Unfortunately, not all of the collaborations were as sharp and interesting. “If You Go,” a two-chord vamp written by Gary Burr, Don Was and Cesar Portillo, was lukewarm. “I Wanna Make Love to the Music,” with Mick Fleetwood as lead singer, was passe and tedious enough to set the crowd to chatting. Buffett, who annoyed musicians from both countries by arriving late, demanding the Presidential Suite at the Hotel Nacional and missing rehearsals, made a surprise appearance on the song, but his presence added little.

Other scheduled performances included a collaboration between Cuban artists Rey Guerra and Pablo Menendez with Raitt and actor-cum-musician Woody Harrelson, and another between Kiki Corona, Chucho Valdes, Lisa Loeb and Gary Bartz.

At the halfway point of the concert, nearly all of the songs had lyrics in English, and there was very little of the traditional, and complex, Cuban rhythms to be heard. This probably was due to the superior training of the Cuban musicians--a fact noted in several jam sessions throughout the week.

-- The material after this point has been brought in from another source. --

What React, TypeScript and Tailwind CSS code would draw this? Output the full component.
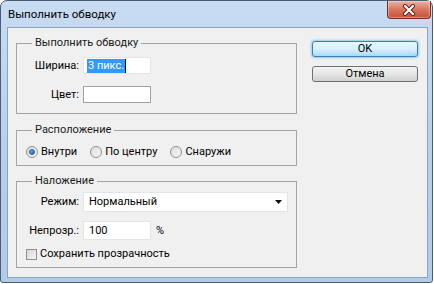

Nonetheless, all Cuban and American musicians interviewed have said they were very satisfied with their creative efforts of the past week. Indeed, watching the well-intentioned, if a little naive, hugs and smiles onstage, it was hard not to be happy for everyone here.

According to Cuban singer Amaury Perez, who helped organize the event, “It’s been a beautiful experience.”